__EXERCISE DESCRIPTION__: Starting with the first line of the data below, copy each line up to and including the one containing "const UNIT = 59.65;". Pictures stay out.

__COLLECTED DATA__:

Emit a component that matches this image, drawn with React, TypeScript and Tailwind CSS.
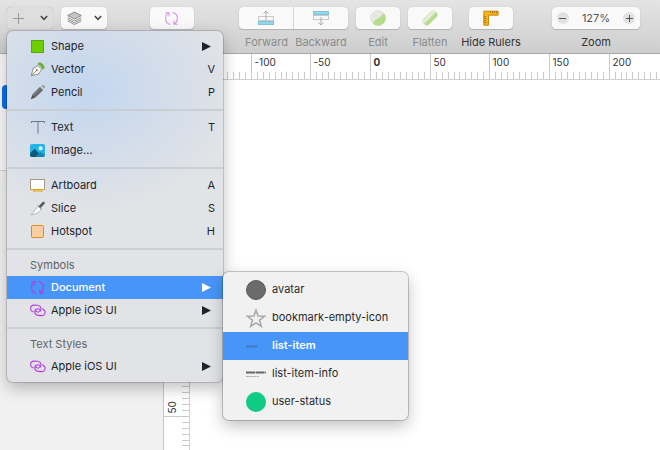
import type { ReactNode } from "react";

const UNIT = 59.65; // px on screen between two labelled ruler marks

function SymbolIcon() {
  return (
    <svg width="16" height="15" viewBox="0 1 16 15" fill="none" stroke="#b43ddb" strokeWidth="1.1">
      <path d="M6.300 14.600C3.400 13.700 1.600 11.400 1.600 8.500c0-2.300 1.200-4.400 3.200-5.600M1.200 2.700h3.900v3.700" />
      <path d="M8.700 2.400c2.900.9 4.700 3.200 4.700 6.100 0 2.300-1.200 4.400-3.200 5.600M13.800 14.300H9.900v-3.700" />
    </svg>
  );
}

function LinkIcon() {
  return (
    <svg width="16" height="15" viewBox="0 1 16 15" fill="none" stroke="#b43ddb" strokeWidth="1.1" strokeLinecap="round">
      <path d="M2.800 9.800C1.300 9.100.5 7.700.6 6.200.8 4.200 2.400 3 4.400 3.100l2.800.2c2.200.2 3.800 1.700 3.800 3.700s-1.600 3.200-3.500 3c-1.400-.1-2-1-1.900-1.900" />
      <path d="M12.500 6.900c1.600.6 2.700 1.900 2.600 3.600-.2 2-1.800 3.200-3.800 3.100l-2.800-.2c-2.200-.2-3.800-1.700-3.800-3.700s1.600-3.200 3.500-3c1.400.1 2 1 1.900 1.900" />
    </svg>
  );
}

function ShapeIcon() {
  return (
    <svg width="16" height="15" viewBox="0 1 16 15">
      <rect x="1.500" y="2.500" width="12" height="12" fill="#6dce00" stroke="#58a80a" />
    </svg>
  );
}

function VectorIcon() {
  return (
    <svg width="16" height="15" viewBox="0 1 16 15">
      <path d="M1.300 14.700 3 7.700 8 4.500l3.700 3.700-3.100 4.900z" fill="#fbfbf8" stroke="#85857c" strokeWidth=".9" />
      <path d="M1.500 14.500 6.300 9.700" stroke="#77776f" strokeWidth=".8" />
      <circle cx="6.900" cy="9.200" r="1" fill="#77776f" />
      <path d="M7.300 3.300 9.500 1.200c2.300.5 4.700 2.700 5.300 5.200l-2.200 2.300C12.100 6.300 9.700 3.900 7.300 3.300z" fill="#69ad2f" />
    </svg>
  );
}

function PencilIcon() {
  return (
    <svg width="16" height="15" viewBox="0 1 16 15">
      <path d="M.8 15.200l1.600-4.700 3.100 3.100z" fill="#55504a" />
      <path d="M2.400 10.500 10.100 2.800l3.100 3.100-7.700 7.700z" fill="#666970" />
      <path d="M3.500 11.400 11 3.900" stroke="#898b90" strokeWidth=".8" />
      <path d="M10.100 2.800l1.100-1.100 3.100 3.100-1.100 1.100z" fill="#d6d7d9" />
      <path d="M11.400 1.900l.5-.5c.7-.7 1.500-.6 2.100 0l.6.600c.6.600.7 1.400 0 2.100l-.5.5z" fill="#999ba0" />
    </svg>
  );
}

function TextIcon() {
  return (
    <svg width="16" height="15" viewBox="0 1 16 15" fill="none" stroke="#6d7784">
      <path d="M1.500 4V2.500h13V4M8 2.500v12" />
    </svg>
  );
}

function ImageIcon() {
  return (
    <svg width="16" height="15" viewBox="0 1 16 15">
      <rect x="0" y="2" width="15" height="13" rx="2" fill="#22b4e6" />
      <circle cx="10.600" cy="6.200" r="2" fill="#e9fbff" />
      <path d="M0 11.500 4.600 6.700 10 12.500V15H2a2 2 0 0 1-2-2z" fill="#0b5878" />
      <path d="M6.500 13.500 10.300 9.800 15 13.300A2 2 0 0 1 13 15H6.500z" fill="#1787b4" />
    </svg>
  );
}

function ArtboardIcon() {
  return (
    <svg width="16" height="15" viewBox="0 1 16 15">
      <path d="M4.500 12.500 3.500 15M11 12.500l1 2.500" stroke="#c79a21" />
      <rect x=".5" y="2.500" width="14" height="10" fill="#fff" stroke="#a8998a" />
      <path d="M0 12.500h15" stroke="#d9a521" />
      <rect x="3" y="13" width="9" height="1.500" fill="#edba31" />
    </svg>
  );
}

function SliceIcon() {
  return (
    <svg width="16" height="15" viewBox="0 1 16 15">
      <path d="M1 14.800 8.200 6.200l3 2.800C10 12 6.500 14.300 1 14.800z" fill="#fafafa" stroke="#a4a6a8" strokeWidth=".8" />
      <path d="M8.300 6.400 13 1.800c1-.6 2.300.5 1.700 1.700l-4 4.600z" fill="#55595d" />
      <path d="M7.800 5.500 11.500 9" stroke="#85898c" />
    </svg>
  );
}

function HotspotIcon() {
  return (
    <svg width="16" height="15" viewBox="0 1 16 15">
      <rect x="1.500" y="2.500" width="12" height="12" rx="1" fill="#fbcfa1" stroke="#df8a16" />
    </svg>
  );
}

function Chevron() {
  return (
    <svg width="8" height="6" viewBox="0 0 8 6" fill="none" stroke="#444" strokeWidth="1.500">
      <path d="M.8 1 4 4.300 7.200 1" />
    </svg>
  );
}

interface MenuItemProps {
  icon: ReactNode;
  label: string;
  shortcut?: string;
  submenu?: boolean;
  active?: boolean;
}

function MenuItem({ icon, label, shortcut, submenu, active }: MenuItemProps) {
  return (
    <button role="menuitem" className={`flex h-[23px] w-full items-center gap-[5px] pl-[23px] ${submenu ? "pr-3" : "pr-2"} ${active ? "bg-[#4795f8] font-medium text-white" : "text-[#1d232b]"}`}>
      {icon}
      <span className="flex-1 text-left">{label}</span>
      {shortcut && <span>{shortcut}</span>}
      {submenu && (
        <svg width="9" height="9" viewBox="0 0 9 9" fill="currentColor">
          <path d="M0 0v9L9 4.500z" />
        </svg>
      )}
    </button>
  );
}

const Separator = () => <div className="flex h-3 items-center"><div className="h-[2px] w-full bg-[#c6cad0]/80" /></div>;

const SectionTitle = ({ children }: { children: ReactNode }) => (
  <div className="flex h-[21px] items-center pl-[23px] text-[#606367]">{children}</div>
);

function InsertMenu() {
  return (
    <div role="menu" className="absolute top-[31px] left-[7px] w-[216px] rounded-md bg-[#e1e3e6] bg-[radial-gradient(ellipse_150px_120px_at_80px_60px,#c3d6ef,transparent)] py-1 shadow-[0_0_0_1px_rgba(0,0,0,0.15),0_6px_16px_rgba(0,0,0,0.25)]">
      <MenuItem icon={<ShapeIcon />} label="Shape" submenu />
      <MenuItem icon={<VectorIcon />} label="Vector" shortcut="V" />
      <MenuItem icon={<PencilIcon />} label="Pencil" shortcut="P" />
      <Separator />
      <MenuItem icon={<TextIcon />} label="Text" shortcut="T" />
      <MenuItem icon={<ImageIcon />} label="Image…" />
      <Separator />
      <MenuItem icon={<ArtboardIcon />} label="Artboard" shortcut="A" />
      <MenuItem icon={<SliceIcon />} label="Slice" shortcut="S" />
      <MenuItem icon={<HotspotIcon />} label="Hotspot" shortcut="H" />
      <Separator />
      <SectionTitle>Symbols</SectionTitle>
      <MenuItem icon={<SymbolIcon />} label="Document" submenu active />
      <MenuItem icon={<LinkIcon />} label="Apple iOS UI" submenu />
      <Separator />
      <SectionTitle>Text Styles</SectionTitle>
      <MenuItem icon={<LinkIcon />} label="Apple iOS UI" submenu />
    </div>
  );
}

const symbols = [
  { name: "avatar", icon: <span className="size-5 rounded-full border border-[#5b5b5b] bg-[#6b6b6b]" /> },
  {
    name: "bookmark-empty-icon",
    icon: (
      <svg width="20" height="20" viewBox="0 0 20 20" fill="none" stroke="#a5a5a5" strokeWidth="1.500">
        <path d="M10 2.200l2.200 5.900 6.300.2-5 3.900 1.800 6.100-5.300-3.500-5.300 3.500 1.800-6.100-5-3.900 6.300-.2z" />
      </svg>
    ),
  },
  {
    name: "list-item",
    icon: (
      <svg width="20" height="20" viewBox="0 0 20 20" stroke="#3f6ca8">
        <path d="M0 10.500h11" strokeWidth="2" strokeDasharray="3 .3" opacity=".75" />
      </svg>
    ),
  },
  {
    name: "list-item-info",
    icon: (
      <svg width="20" height="20" viewBox="0 0 20 20">
        <path d="M0 8.500h20" stroke="#666" strokeWidth="2" strokeDasharray="9 .6" />
        <path d="M0 12.500h13" stroke="#b5b5b5" strokeDasharray="5 .4" />
      </svg>
    ),
  },
  { name: "user-status", icon: <span className="size-5 rounded-full bg-[#0fcb84]" /> },
];

function SymbolMenu() {
  return (
    <div role="menu" className="absolute top-[272px] left-[223px] w-[185px] rounded-md bg-[#f1f1f1] py-1 shadow-[0_0_0_1px_rgba(0,0,0,0.2),0_6px_16px_rgba(0,0,0,0.25)]">
      {symbols.map(s => (
        <button key={s.name} role="menuitem" className={`flex h-7 w-full items-center gap-[6px] pl-[23px] ${s.name === "list-item" ? "bg-[#4795f8] font-semibold text-white" : "text-[#2a2a2a]"}`}>
          {s.icon}
          <span className="pb-px">{s.name}</span>
        </button>
      ))}
    </div>
  );
}

const toolButton = "flex h-[22px] items-center justify-center rounded bg-[#f9f9f9] shadow-[0_0_1px_rgba(0,0,0,0.25),0_1px_1px_rgba(0,0,0,0.15)]";

function Tool({ label, className, muted, children }: { label: string; className: string; muted?: boolean; children: ReactNode }) {
  return (
    <label className={`flex shrink-0 flex-col items-center gap-[5px] whitespace-nowrap ${className} ${muted ? "text-[#8a8a8a]" : "text-[#333]"}`}>
      {children}
      <span>{label}</span>
    </label>
  );
}

function Toolbar() {
  return (
    <header className="flex h-[54px] items-start border-b border-[#a9a9a9] bg-linear-to-b from-[#e4e4e4] to-[#cecece] pt-[7px] pl-[7px] leading-4">
      <button aria-label="Insert" className="flex h-[22px] w-[46px] shrink-0 items-center justify-center gap-4 rounded bg-[#dedede] shadow-[0_0_1px_rgba(0,0,0,0.3)]">
        <svg width="11" height="11" viewBox="0 0 11 11" stroke="#999">
          <path d="M5.500 0v11M0 5.500h11" />
        </svg>
        <Chevron />
      </button>
      <button aria-label="Data" className={`ml-2 w-[46px] shrink-0 gap-3 ${toolButton}`}>
        <svg width="15" height="14" viewBox="0 0 15 14" fill="none" stroke="#777" strokeWidth=".8">
          <path d="M.7 4.500 7.500 1l6.800 3.500L7.500 8z" fill="#c5c5c5" />
          <path d="M.7 6.500 7.500 10l6.800-3.500M.7 8.300l6.800 3.500 6.800-3.500M.7 10l6.800 3.500 6.800-3.500" />
        </svg>
        <Chevron />
      </button>
      <button aria-label="Create Symbol" className={`ml-[43px] w-11 shrink-0 ${toolButton}`}>
        <span className="opacity-50"><SymbolIcon /></span>
      </button>
      <div className="ml-[45px] flex shrink-0">
        <Tool label="Forward" className="w-[55px]" muted>
          <button className={`w-full rounded-r-none border-r border-[#ddd] ${toolButton}`}>
            <svg width="16" height="16" viewBox="0 0 16 16" fill="none" stroke="#aaa">
              <rect x=".5" y="6.500" width="15" height="4" stroke="#c9c9c9" />
              <rect x=".5" y="11.500" width="15" height="3" fill="#8fd9ec" stroke="#82c3d5" />
              <path d="M8 10V1M5.500 3.500 8 1l2.500 2.500" />
            </svg>
          </button>
        </Tool>
        <Tool label="Backward" className="w-[54px]" muted>
          <button className={`w-full rounded-l-none ${toolButton}`}>
            <svg width="16" height="16" viewBox="0 0 16 16" fill="none" stroke="#aaa">
              <rect x=".5" y="1.500" width="15" height="3" fill="#8fd9ec" stroke="#82c3d5" />
              <rect x=".5" y="5.500" width="15" height="4" stroke="#c9c9c9" />
              <path d="M8 7v8M5.500 12.500 8 15l2.500-2.500" />
            </svg>
          </button>
        </Tool>
      </div>
      <Tool label="Edit" className="ml-2 w-11" muted>
        <button className={`w-full ${toolButton}`}>
          <svg width="16" height="16" viewBox="0 0 16 16">
            <circle cx="8" cy="8" r="7.300" fill="#e6e8e3" stroke="#d0d5cb" strokeWidth=".6" />
            <path d="M13.800 3.200a7.500 7.500 0 0 1-10.600 10.600C4.300 10 5.800 9.500 8 8.500S11.500 5 13.800 3.200z" fill="#b4de8c" />
          </svg>
        </button>
      </Tool>
      <Tool label="Flatten" className="ml-2 w-11" muted>
        <button className={`w-full ${toolButton}`}>
          <svg width="16" height="16" viewBox="0 0 16 16">
            <rect x="-.5" y="4" width="17" height="8" rx="3.500" transform="rotate(-45 8 8)" fill="#b4de8c" />
            <path d="M2 11.500 11.500 2" stroke="#e6eadf" strokeWidth="3.500" strokeLinecap="round" />
          </svg>
        </button>
      </Tool>
      <Tool label="Hide Rulers" className="ml-[17px] w-11">
        <button className={`w-full ${toolButton}`}>
          <svg width="16" height="16" viewBox="0 0 16 16">
            <path d="M.8 1.200h14.400v4H5.500v10H.8z" fill="#f5b51b" stroke="#cc8b0b" />
            <path d="M7.500 1v2M9.500 1v2.500M11.500 1v2M13.500 1v2.500M1 6.500h2M1 8.500h2.500M1 10.500h2M1 12.500h2.500" stroke="#a56d08" strokeWidth=".8" />
          </svg>
        </button>
      </Tool>
      <div className="ml-[39px] flex w-[88px] shrink-0 flex-col items-center gap-[5px] text-[#333]">
        <div className={`w-full gap-[13px] ${toolButton}`}>
          <button aria-label="Zoom out" className="flex size-3 items-center justify-center rounded-full bg-[#e2e2e2]">
            <svg width="7" height="7" viewBox="0 0 7 7" stroke="#555"><path d="M0 3.500h7" /></svg>
          </button>
          <span className="text-[#555]">127%</span>
          <button aria-label="Zoom in" className="flex size-3 items-center justify-center rounded-full bg-[#e2e2e2]">
            <svg width="7" height="7" viewBox="0 0 7 7" stroke="#555"><path d="M0 3.500h7M3.500 0v7" /></svg>
          </button>
        </div>
        <span>Zoom</span>
      </div>
    </header>
  );
}

// Ticks that fit in `length`, counted from the mark `first`; origin is the zero mark in the ruler's own pixels
function ticks(origin: number, first: number, length: number) {
  const step = UNIT / 10;
  const count = Math.max(0, Math.ceil((length - origin) / step) - first);
  return Array.from({ length: count }, (_, n) => ({ i: first + n, pos: Math.round(origin + (first + n) * step) + 0.5 }));
}

function TopRuler() {
  return (
    <svg className="h-[26px] w-full border-b border-[#cfcfcf] bg-white" fontSize="10" fill="#333">
      {ticks(206, -29, window.innerWidth - 164).map(({ i, pos }) => (
        <g key={i}>
          <path d={`M${pos} ${i % 10 ? 18 : 0}V26`} stroke="#c9c9c9" />
          {i % 10 === 0 && i >= -20 && <text x={pos + 3} y="12" fontWeight={i ? 400 : 700}>{i * 5}</text>}
        </g>
      ))}
    </svg>
  );
}

function SideRuler() {
  return (
    <svg className="w-[26px] shrink-0 border-r border-[#cfcfcf] bg-white" fontSize="10" fill="#333">
      {ticks(276, 1, window.innerHeight - 80).map(({ i, pos }) => (
        <g key={i}>
          <path d={`M${i % 10 ? 18 : 0} ${pos}H26`} stroke="#c9c9c9" />
          {i % 10 === 0 && <text transform={`translate(12 ${pos - 3}) rotate(-90)`}>{i * 5}</text>}
        </g>
      ))}
    </svg>
  );
}

export default function App() {
  return (
    <div className="relative flex h-screen flex-col overflow-hidden bg-white font-[Inter,sans-serif] text-[11px] select-none">
      <Toolbar />
      <div className="flex min-h-0 flex-1">
        <aside className="w-[164px] shrink-0 border-r border-[#c6c6c6] bg-[#f1f1f1]">
          <div className="h-[117px] border-b border-[#d5d5d5] bg-[#f8f8f8] pt-[31px] pl-[2px]">
            <div className="h-6 rounded bg-[#0a6cf0]" />
          </div>
        </aside>
        <main className="flex min-w-0 flex-1 flex-col">
          <TopRuler />
          <div className="flex min-h-0 flex-1">
            <SideRuler />
            <div className="flex-1 bg-white" />
          </div>
        </main>
      </div>
      <InsertMenu />
      <SymbolMenu />
    </div>
  );
}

__CORRECT RESULT__:
Emit a component that matches this image, drawn with React, TypeScript and Tailwind CSS.
import type { ReactNode } from "react";

const UNIT = 59.65; // px on screen between two labelled ruler marks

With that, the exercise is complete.